> Dataset extract
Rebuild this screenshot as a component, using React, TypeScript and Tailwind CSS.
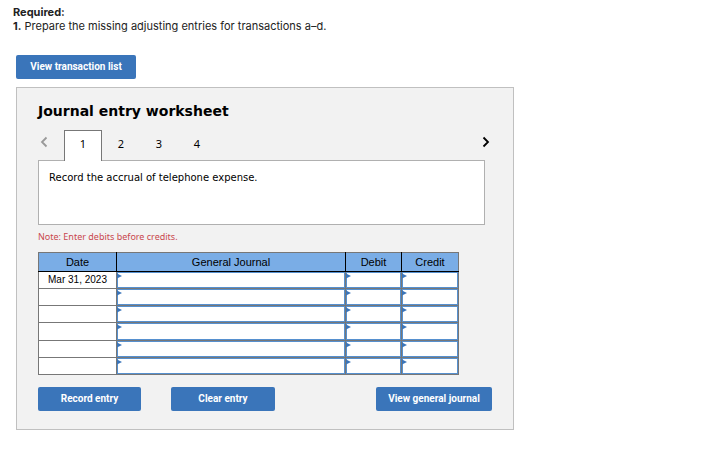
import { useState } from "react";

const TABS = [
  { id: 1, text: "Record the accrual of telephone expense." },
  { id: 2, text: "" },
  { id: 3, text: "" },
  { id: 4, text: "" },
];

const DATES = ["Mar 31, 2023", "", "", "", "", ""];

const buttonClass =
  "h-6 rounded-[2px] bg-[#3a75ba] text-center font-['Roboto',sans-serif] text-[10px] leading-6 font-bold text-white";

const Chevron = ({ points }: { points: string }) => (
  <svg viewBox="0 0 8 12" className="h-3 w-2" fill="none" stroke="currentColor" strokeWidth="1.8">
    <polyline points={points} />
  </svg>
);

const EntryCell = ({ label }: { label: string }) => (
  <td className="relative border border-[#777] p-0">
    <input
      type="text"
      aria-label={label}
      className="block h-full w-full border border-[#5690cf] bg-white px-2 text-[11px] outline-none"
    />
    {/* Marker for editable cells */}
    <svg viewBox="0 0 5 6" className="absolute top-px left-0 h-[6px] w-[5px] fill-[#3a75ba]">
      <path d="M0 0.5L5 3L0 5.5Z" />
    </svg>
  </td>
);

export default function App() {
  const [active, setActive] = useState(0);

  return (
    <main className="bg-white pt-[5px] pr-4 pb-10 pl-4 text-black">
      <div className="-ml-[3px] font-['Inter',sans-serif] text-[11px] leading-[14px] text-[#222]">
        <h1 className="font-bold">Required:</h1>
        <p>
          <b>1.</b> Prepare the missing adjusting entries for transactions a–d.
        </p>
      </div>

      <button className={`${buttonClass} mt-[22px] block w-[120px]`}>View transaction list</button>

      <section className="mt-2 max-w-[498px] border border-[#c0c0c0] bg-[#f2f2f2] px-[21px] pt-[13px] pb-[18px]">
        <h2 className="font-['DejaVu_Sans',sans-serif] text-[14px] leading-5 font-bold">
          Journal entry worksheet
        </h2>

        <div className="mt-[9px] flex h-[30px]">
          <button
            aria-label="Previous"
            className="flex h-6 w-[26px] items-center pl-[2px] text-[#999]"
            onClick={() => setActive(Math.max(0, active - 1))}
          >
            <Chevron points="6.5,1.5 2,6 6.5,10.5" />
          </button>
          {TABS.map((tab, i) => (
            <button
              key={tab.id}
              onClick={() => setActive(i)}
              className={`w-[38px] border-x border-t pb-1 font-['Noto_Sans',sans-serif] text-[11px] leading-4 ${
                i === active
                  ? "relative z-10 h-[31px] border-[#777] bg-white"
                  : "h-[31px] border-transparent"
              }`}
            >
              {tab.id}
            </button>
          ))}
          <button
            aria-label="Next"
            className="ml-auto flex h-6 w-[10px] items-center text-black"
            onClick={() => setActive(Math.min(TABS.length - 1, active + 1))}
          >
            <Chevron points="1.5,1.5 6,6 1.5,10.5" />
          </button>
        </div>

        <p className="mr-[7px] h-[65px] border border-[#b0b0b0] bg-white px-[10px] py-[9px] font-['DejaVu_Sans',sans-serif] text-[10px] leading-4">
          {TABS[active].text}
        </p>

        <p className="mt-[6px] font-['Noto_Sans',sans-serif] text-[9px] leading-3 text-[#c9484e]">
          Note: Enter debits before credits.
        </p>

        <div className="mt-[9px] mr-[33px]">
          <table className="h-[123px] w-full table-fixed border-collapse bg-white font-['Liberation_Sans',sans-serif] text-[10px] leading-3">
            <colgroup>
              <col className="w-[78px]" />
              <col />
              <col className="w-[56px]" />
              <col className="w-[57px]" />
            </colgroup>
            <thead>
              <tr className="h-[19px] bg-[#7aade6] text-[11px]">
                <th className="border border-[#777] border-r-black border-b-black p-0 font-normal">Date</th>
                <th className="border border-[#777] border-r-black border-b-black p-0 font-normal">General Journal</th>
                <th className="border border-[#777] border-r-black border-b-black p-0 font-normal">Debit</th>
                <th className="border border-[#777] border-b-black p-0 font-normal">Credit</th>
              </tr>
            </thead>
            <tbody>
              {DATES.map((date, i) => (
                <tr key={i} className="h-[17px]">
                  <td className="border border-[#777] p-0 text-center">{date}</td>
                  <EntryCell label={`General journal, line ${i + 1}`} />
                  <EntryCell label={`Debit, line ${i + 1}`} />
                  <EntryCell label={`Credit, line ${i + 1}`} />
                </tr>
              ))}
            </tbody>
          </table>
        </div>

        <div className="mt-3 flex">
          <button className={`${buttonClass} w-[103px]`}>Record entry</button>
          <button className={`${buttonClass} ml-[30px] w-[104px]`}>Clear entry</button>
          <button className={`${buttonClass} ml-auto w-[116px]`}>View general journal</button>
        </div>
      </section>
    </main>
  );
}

--

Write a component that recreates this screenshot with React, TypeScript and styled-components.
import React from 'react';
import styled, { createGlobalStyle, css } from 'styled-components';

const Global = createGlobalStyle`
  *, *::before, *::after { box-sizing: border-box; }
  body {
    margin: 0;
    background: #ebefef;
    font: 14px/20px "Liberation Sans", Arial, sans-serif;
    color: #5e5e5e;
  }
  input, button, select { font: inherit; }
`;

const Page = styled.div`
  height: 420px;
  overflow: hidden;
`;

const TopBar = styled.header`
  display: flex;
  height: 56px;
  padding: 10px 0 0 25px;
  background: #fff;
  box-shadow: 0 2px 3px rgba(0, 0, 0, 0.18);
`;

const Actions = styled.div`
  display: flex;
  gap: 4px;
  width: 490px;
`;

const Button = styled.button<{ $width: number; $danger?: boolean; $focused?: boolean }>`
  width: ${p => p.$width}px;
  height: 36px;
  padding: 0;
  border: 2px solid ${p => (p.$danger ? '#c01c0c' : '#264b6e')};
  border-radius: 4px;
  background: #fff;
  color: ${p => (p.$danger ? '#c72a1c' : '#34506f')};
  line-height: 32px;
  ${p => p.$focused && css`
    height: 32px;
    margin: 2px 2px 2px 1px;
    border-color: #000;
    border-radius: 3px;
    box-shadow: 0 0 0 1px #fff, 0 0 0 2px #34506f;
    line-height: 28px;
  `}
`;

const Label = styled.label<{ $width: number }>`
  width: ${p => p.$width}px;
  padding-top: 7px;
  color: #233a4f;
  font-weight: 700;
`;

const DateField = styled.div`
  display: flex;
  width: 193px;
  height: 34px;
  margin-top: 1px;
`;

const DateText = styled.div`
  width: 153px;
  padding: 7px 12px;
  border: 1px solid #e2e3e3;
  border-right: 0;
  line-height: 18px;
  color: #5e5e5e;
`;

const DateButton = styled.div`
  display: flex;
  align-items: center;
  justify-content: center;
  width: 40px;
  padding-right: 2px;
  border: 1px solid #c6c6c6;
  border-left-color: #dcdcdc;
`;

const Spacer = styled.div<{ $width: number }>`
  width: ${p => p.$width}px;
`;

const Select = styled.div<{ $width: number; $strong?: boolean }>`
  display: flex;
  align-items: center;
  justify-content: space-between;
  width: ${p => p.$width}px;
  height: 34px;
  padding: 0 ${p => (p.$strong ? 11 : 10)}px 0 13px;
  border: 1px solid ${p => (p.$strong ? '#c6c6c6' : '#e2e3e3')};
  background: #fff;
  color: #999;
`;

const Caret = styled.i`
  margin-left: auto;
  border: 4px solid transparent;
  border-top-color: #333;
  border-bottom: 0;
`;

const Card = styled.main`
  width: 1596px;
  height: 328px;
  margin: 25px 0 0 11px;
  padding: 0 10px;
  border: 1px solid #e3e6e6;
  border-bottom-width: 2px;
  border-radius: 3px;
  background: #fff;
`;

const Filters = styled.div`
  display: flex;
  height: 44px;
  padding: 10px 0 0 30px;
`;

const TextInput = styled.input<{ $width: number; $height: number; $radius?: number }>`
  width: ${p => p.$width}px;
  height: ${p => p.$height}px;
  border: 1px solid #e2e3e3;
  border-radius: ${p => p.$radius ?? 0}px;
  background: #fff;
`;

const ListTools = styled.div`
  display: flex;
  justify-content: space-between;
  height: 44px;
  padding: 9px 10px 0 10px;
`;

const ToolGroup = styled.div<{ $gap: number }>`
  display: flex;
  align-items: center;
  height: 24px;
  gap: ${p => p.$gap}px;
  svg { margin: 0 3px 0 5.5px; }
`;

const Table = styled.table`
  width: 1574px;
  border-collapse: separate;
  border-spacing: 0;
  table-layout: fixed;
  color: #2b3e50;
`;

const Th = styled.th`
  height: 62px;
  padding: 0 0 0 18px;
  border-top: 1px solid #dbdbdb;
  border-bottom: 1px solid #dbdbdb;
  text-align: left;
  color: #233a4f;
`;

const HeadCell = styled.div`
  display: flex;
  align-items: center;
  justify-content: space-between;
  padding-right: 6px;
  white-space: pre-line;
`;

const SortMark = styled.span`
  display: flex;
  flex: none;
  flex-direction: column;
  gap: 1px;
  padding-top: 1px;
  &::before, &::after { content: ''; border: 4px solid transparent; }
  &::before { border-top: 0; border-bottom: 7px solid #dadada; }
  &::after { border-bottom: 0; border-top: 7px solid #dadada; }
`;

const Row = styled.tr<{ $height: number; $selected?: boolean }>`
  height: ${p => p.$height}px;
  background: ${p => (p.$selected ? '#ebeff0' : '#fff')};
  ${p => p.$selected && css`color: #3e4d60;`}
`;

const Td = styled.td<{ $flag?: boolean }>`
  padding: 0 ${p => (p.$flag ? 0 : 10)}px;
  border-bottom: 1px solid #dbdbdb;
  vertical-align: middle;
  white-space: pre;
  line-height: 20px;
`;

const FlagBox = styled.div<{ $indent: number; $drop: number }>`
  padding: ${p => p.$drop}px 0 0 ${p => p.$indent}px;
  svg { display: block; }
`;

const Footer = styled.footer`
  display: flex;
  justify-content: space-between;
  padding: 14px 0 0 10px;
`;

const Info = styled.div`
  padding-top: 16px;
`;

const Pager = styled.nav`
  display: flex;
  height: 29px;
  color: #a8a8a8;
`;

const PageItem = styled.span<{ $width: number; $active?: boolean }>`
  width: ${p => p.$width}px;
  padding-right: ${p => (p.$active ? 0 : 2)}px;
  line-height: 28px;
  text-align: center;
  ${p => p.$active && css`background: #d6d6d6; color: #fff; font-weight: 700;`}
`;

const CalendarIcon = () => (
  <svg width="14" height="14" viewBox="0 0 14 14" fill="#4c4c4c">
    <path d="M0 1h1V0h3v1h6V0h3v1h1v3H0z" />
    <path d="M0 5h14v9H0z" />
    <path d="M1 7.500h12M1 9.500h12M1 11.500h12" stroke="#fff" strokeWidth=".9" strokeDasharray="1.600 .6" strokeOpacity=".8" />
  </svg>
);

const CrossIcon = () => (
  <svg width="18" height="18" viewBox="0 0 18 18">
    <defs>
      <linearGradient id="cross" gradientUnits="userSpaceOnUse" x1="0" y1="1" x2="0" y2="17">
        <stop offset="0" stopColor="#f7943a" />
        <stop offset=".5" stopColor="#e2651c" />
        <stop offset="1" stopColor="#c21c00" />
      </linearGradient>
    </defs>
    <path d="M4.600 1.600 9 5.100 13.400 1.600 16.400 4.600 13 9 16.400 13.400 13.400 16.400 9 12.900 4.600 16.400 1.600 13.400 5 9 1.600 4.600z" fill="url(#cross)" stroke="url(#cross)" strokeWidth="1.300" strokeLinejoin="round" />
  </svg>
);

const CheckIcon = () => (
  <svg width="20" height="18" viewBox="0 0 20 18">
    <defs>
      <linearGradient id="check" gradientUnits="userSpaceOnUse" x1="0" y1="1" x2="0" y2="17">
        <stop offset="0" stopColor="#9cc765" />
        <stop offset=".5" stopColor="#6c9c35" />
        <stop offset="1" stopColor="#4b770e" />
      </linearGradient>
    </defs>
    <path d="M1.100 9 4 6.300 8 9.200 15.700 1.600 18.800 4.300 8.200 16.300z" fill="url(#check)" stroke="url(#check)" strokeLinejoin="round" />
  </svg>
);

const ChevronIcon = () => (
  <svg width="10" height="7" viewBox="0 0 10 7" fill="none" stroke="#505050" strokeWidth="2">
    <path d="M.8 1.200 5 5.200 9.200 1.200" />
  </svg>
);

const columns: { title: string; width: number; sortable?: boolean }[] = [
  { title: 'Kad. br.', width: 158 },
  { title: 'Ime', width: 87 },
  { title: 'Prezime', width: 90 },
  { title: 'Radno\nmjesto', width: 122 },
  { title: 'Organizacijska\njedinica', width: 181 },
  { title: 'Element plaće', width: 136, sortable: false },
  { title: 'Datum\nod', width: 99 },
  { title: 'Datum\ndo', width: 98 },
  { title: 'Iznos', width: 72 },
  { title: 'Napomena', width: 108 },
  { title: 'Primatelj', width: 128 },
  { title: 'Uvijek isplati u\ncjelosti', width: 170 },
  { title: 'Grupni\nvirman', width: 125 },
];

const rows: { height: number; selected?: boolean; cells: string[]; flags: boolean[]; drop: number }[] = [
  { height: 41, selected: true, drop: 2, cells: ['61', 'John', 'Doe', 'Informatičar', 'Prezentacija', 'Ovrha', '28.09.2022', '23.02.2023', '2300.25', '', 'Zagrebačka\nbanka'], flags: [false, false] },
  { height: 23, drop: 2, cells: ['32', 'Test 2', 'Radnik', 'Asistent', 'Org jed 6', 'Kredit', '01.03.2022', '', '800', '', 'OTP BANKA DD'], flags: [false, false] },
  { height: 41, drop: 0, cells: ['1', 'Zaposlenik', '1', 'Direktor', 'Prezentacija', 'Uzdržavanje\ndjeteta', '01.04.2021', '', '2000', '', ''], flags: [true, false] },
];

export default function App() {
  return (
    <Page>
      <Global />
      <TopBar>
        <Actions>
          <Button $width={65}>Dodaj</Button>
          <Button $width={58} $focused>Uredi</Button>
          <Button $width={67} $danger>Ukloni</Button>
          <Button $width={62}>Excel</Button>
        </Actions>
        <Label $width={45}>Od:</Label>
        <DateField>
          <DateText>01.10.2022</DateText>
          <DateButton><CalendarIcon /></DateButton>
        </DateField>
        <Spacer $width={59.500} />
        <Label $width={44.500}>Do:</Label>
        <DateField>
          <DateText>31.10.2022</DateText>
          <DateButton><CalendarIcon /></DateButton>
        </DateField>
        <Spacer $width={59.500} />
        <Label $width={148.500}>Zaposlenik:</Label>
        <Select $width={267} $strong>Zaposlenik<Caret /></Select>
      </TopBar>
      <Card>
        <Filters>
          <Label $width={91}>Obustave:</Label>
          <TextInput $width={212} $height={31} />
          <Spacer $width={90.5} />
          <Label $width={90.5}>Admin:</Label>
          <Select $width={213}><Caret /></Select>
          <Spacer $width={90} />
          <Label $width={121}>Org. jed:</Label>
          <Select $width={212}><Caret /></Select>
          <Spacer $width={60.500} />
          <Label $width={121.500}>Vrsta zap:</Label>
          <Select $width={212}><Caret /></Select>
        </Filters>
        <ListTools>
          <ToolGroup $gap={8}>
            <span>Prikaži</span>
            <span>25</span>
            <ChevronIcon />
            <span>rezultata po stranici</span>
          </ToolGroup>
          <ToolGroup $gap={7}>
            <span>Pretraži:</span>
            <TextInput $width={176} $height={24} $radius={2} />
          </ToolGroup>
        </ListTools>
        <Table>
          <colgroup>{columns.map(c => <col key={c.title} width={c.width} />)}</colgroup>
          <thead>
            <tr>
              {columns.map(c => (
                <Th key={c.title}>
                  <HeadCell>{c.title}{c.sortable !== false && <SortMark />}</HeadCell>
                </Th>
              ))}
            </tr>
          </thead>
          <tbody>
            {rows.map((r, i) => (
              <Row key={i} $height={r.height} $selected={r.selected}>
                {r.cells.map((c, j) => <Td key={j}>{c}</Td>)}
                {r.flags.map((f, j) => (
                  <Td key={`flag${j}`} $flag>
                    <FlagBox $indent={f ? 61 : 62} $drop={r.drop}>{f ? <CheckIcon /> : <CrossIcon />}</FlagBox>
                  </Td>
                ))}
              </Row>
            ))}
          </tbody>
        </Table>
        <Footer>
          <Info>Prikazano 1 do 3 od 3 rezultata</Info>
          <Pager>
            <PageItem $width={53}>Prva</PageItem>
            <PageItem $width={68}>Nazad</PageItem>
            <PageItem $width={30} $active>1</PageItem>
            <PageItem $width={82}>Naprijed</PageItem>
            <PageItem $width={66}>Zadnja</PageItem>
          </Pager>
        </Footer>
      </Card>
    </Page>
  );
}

> What is needed
Take every line above carrying "this" and return it.

> Output
Rebuild this screenshot as a component, using React, TypeScript and Tailwind CSS.
Write a component that recreates this screenshot with React, TypeScript and styled-components.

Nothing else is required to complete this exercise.